Supreme Court Decides Spending Clause / RLUIPA Prisoner Case In Favor of State Officials

Supreme Court Decides Spending Clause / RLUIPA Prisoner Case In Favor of State Officials

On Tuesday, the Supreme Court held that statutes like the Religious Land Use and Institutionalized Persons Act of 2000 (RLUIPA) that are enacted pursuant to Congress’ Spending Clause power can “bind only those who voluntarily and knowingly undertake obligations by agreement with the federal government.”  Because employees of a state prison in this case had not agreed to the conditions set forth in RLUIPA, (only the state had agreed to be sued in accepting funding), the prisoner in this case could not sue the prison officials for damages under RLUIPA.

Mr. Landor is a Rastafarian and as a part of his religious beliefs, he does not cut his hair.  He was in prison in Louisiana and toward the end of his sentence, he was transferred to a new facility.  He was concerned the prison officials might try to cut his hair pursuant to the prison’s grooming policy, so he brought a copy of a binding Fifth Circuit decision directly on point, which held that RLUIPA bars prisons from cutting Rastafarian’s hair.  He handed the decision to the prison officials (and warden) who responded by throwing the decision in the trash and shaving his head.

He sued the Louisiana Department of Correction (LDOC) and the individual officers responsible under RLUIPA.  The LDOC got dropped from the suit and all that remained before the Supreme Court was the challenge under RLUIPA for money damages against the state prison officials in their private capacities.

RLUIPA was enacted pursuant to Congress’ Spending Clause authority, and it imposes various conditions on federal funds distributed to state prison systems.  One of those conditions is that state prison systems must refrain from imposing “substantial burden[s] on the religious exercise[s]” (absent some exceptional circumstances) and they must consent to suits by injured parties asserting violations of RLUIPA.

The issue in this case was whether “consistent with the Constitution, a plaintiff may bring an RLUIPA suit against individuals, like the officers in this case, who have not formed any agreement with the federal government.”  In a 6-3 decision authored by Justice Gorsuch, the Supreme Court held that a plaintiff is barred from such a suit because Congress can only condition funds based on “voluntary and knowing consent of those who must bear them.”

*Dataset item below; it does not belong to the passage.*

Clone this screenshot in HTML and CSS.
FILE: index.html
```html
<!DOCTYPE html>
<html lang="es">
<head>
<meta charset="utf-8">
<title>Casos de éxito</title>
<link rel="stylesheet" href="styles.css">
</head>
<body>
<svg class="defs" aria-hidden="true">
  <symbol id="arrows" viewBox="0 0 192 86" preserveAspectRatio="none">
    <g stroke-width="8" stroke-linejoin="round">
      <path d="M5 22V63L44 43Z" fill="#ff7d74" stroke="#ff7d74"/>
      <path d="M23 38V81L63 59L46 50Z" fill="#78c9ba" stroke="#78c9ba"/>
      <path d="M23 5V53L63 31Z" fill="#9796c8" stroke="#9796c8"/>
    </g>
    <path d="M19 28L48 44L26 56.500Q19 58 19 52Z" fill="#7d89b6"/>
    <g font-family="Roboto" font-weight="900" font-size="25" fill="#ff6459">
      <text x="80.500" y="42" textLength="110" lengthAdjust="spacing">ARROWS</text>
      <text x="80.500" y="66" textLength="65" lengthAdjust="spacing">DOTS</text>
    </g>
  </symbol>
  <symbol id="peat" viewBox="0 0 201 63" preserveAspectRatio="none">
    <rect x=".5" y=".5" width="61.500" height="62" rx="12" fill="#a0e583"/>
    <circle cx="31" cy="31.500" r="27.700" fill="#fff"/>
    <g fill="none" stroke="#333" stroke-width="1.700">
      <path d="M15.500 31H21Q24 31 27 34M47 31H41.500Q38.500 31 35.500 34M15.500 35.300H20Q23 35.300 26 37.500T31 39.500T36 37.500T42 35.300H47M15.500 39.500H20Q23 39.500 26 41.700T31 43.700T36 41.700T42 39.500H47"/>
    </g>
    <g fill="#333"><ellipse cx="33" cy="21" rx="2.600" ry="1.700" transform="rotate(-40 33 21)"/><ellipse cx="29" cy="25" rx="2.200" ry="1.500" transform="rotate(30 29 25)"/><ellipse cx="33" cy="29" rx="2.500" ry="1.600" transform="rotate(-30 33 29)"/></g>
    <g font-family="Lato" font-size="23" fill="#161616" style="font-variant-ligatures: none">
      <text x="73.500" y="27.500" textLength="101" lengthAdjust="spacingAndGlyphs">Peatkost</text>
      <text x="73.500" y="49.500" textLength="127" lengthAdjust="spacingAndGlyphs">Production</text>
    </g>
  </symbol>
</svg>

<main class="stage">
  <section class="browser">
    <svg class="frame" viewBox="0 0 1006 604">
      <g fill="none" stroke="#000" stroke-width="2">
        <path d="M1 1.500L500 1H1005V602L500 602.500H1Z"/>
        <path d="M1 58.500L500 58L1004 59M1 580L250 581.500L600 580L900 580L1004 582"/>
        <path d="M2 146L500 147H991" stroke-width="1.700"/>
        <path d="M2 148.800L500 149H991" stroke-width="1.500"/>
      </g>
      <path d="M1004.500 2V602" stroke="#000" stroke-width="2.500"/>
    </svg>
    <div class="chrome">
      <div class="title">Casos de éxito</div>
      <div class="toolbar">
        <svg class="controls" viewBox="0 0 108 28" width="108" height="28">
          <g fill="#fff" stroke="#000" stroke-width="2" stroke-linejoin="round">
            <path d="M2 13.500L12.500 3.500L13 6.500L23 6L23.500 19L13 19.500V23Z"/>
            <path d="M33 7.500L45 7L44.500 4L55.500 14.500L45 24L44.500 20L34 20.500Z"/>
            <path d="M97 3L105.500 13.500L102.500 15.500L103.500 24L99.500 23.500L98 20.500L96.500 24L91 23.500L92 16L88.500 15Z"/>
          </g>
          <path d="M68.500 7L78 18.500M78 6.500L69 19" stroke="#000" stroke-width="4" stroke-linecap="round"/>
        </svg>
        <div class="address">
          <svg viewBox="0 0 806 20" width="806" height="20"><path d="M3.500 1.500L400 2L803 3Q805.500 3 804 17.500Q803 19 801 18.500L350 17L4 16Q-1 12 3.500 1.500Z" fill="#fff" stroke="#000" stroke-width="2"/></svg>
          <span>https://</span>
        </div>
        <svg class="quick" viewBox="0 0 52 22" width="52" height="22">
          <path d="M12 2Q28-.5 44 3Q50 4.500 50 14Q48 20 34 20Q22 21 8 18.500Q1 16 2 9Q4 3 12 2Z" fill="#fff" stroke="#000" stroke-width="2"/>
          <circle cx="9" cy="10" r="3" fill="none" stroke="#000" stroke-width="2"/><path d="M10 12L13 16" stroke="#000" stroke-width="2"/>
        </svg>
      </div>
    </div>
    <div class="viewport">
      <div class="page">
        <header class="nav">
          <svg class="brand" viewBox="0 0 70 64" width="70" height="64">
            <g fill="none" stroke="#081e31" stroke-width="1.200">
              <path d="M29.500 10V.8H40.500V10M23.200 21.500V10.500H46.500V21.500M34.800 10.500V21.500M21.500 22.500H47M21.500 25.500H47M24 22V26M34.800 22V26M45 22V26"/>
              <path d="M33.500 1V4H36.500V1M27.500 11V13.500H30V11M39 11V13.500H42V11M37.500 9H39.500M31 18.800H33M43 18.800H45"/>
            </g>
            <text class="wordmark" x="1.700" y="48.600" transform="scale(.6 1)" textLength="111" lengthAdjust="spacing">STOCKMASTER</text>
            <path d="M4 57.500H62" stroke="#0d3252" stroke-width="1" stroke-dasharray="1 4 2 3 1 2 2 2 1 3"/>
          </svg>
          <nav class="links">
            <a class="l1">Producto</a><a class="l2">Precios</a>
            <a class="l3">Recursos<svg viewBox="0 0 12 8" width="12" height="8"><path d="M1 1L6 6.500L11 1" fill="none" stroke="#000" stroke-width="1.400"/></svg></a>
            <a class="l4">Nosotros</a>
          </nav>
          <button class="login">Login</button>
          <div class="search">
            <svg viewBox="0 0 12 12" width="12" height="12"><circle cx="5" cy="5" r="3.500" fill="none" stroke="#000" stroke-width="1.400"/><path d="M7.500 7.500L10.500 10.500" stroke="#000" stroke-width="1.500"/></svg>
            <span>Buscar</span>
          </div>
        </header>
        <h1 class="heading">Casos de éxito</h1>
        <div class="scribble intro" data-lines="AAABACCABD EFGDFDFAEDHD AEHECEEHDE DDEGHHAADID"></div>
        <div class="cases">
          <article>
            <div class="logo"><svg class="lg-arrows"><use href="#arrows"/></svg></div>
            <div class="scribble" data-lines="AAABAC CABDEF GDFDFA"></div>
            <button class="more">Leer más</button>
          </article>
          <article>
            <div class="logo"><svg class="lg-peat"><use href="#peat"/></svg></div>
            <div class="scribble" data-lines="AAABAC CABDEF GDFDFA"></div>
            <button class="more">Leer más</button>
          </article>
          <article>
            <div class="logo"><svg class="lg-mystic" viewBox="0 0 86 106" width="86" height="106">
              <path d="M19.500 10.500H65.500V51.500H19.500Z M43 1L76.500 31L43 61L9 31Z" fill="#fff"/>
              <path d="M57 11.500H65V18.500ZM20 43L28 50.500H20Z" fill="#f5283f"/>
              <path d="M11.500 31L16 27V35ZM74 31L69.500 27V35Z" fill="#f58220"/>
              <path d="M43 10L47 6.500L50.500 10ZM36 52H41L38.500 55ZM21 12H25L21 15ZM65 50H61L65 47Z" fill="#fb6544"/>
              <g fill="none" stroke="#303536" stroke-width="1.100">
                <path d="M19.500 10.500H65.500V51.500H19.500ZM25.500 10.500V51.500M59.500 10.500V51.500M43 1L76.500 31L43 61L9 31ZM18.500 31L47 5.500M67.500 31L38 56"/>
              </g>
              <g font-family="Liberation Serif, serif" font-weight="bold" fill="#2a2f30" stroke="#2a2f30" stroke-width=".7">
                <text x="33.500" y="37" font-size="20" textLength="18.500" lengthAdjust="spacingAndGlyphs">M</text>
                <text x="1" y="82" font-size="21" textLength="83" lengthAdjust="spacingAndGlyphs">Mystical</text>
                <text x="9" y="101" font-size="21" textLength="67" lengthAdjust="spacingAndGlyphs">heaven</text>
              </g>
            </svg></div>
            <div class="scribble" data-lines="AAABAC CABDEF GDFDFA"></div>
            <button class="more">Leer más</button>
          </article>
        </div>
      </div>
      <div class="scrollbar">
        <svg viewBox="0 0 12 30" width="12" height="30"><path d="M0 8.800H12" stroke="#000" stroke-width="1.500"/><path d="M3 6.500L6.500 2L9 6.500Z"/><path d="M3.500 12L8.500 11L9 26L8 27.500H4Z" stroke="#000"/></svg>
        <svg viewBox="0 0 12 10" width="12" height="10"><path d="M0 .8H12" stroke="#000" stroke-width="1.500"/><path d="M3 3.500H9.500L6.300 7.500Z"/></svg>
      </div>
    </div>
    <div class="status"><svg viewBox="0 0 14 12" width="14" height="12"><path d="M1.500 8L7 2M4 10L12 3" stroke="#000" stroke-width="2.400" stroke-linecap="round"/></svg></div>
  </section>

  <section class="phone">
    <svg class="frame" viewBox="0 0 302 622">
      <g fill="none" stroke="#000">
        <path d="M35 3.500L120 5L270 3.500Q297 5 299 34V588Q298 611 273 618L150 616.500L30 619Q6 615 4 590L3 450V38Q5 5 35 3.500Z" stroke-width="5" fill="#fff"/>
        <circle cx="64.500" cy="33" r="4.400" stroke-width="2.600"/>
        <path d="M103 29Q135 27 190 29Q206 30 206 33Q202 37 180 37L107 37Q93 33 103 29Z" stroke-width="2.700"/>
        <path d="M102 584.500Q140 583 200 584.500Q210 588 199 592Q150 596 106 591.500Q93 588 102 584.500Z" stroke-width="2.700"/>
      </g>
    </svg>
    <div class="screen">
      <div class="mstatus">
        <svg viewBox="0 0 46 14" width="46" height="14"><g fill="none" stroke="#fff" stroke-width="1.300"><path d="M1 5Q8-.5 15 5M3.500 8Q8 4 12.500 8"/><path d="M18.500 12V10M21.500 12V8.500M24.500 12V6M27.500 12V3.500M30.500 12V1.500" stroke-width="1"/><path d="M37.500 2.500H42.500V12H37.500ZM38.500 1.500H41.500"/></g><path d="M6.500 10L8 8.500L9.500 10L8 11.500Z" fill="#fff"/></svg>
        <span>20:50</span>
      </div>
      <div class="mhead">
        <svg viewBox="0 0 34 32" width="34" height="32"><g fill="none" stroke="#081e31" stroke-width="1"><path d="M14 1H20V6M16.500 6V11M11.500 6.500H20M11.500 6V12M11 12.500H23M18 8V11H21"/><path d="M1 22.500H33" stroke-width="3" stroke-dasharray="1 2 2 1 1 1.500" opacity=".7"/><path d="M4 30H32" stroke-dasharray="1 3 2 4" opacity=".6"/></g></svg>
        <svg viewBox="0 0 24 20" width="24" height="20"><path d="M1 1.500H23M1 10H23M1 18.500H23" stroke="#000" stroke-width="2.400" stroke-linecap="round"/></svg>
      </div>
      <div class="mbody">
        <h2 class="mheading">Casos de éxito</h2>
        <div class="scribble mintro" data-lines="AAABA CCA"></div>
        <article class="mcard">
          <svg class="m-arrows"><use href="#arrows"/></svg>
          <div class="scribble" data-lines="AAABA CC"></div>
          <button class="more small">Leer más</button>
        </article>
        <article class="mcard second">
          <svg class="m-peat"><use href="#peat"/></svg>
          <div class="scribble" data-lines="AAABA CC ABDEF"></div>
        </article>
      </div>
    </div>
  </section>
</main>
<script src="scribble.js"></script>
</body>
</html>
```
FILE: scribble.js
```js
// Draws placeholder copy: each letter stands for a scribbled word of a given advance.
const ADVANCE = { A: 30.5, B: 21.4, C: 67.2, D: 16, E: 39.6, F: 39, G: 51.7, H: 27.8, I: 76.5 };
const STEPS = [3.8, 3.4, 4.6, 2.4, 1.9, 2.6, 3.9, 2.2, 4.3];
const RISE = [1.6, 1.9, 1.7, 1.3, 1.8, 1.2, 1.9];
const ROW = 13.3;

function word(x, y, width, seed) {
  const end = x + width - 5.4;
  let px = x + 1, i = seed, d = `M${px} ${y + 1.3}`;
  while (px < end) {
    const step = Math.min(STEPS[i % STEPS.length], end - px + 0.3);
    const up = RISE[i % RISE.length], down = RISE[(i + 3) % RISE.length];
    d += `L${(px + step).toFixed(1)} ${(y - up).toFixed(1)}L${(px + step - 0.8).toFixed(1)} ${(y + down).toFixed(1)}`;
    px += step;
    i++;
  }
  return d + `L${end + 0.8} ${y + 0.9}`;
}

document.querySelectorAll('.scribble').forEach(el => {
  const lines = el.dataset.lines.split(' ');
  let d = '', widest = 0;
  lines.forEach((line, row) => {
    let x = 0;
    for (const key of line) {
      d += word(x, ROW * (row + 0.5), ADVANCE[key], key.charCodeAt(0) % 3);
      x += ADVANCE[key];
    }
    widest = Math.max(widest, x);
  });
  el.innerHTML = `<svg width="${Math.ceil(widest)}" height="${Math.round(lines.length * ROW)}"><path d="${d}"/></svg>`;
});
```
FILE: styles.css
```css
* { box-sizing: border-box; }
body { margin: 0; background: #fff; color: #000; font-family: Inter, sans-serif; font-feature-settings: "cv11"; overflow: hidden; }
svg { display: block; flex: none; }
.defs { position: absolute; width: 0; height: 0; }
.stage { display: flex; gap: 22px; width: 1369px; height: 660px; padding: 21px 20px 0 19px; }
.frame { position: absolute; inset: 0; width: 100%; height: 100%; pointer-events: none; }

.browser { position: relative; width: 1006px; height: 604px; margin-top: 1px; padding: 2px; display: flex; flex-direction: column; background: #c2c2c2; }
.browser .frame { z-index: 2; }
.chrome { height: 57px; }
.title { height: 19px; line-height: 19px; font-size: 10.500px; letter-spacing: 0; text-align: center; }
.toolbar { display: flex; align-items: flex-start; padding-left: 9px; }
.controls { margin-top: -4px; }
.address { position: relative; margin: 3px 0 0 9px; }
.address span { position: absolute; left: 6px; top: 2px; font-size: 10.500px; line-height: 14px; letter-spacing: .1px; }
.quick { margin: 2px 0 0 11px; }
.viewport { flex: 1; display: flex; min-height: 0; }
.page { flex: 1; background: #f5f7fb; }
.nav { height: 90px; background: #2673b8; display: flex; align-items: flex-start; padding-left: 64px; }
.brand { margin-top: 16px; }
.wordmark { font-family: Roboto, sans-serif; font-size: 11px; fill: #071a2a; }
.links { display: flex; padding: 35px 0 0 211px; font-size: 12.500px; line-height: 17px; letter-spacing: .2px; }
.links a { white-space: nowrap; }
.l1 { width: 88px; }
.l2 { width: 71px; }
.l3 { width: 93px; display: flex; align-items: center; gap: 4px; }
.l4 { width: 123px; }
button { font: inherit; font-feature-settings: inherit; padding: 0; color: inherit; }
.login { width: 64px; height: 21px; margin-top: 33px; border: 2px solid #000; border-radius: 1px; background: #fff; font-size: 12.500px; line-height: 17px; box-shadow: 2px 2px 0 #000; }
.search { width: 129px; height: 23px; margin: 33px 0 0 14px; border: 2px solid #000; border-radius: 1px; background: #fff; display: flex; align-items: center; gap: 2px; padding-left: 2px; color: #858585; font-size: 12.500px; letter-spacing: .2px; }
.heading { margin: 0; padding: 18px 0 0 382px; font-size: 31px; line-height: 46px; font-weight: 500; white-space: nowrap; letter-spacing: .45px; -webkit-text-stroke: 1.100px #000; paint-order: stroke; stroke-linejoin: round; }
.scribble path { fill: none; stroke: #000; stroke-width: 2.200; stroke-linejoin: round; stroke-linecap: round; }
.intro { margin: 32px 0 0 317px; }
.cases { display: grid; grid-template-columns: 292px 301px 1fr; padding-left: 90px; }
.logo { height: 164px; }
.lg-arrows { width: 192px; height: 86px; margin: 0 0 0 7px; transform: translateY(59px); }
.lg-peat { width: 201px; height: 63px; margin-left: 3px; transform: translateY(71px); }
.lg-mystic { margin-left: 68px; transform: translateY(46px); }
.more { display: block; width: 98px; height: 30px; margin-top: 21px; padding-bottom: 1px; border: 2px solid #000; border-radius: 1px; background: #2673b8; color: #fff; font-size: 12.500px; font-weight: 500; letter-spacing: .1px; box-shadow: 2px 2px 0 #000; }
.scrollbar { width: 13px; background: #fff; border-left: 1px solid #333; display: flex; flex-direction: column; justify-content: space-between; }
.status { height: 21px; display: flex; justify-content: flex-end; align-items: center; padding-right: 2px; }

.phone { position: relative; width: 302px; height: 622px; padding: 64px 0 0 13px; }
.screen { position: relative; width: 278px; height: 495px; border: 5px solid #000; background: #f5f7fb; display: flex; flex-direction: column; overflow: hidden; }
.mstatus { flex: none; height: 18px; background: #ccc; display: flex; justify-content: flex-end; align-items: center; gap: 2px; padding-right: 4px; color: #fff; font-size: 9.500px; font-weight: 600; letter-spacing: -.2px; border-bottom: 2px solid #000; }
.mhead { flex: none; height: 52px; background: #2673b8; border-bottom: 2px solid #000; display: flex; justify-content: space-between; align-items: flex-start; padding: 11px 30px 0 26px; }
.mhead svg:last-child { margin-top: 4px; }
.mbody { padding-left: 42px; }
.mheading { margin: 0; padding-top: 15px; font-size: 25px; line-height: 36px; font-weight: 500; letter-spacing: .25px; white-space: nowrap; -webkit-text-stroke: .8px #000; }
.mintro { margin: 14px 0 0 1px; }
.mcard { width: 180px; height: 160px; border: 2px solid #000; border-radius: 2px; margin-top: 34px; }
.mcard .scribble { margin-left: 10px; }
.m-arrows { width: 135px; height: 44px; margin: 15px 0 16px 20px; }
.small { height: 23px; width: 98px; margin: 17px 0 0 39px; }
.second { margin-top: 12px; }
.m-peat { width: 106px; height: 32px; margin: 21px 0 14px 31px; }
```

The Court indicated that contract principles inform whether consent exists.  For example, there is no consent if a contract is coerced, which the Court reminds us is a reason to find a Spending Clause condition invalid – i.e., if it is akin to a “gun to the head.”  Similarly, the Court has required clear and unambiguous language to alert a grant recipient to any condition on federal funding, which is another common law contractual principle that the Court has adopted in its Spending Clause jurisprudence.

The requirement of knowing and voluntary consent ends the inquiry in this case because the case only involves a suit against the individual employees of the prison in their personal capacities. There are no allegations that they entered into any agreement themselves with the federal government, let alone knowingly and voluntarily consented to be sued under RLUIPA.

This case is worth reviewing for the discussion on the Spending Clause for anyone dealing with (or litigating cases involving) conditions on grants as there is some strong language in there reaffirming the parameters of the federal government’s ability to impose conditions on federal funding.  There may also be other arguments local governments can extract from this case in terms of the limitations on private rights of action under Spending Clause legislation.

You can review the decision here.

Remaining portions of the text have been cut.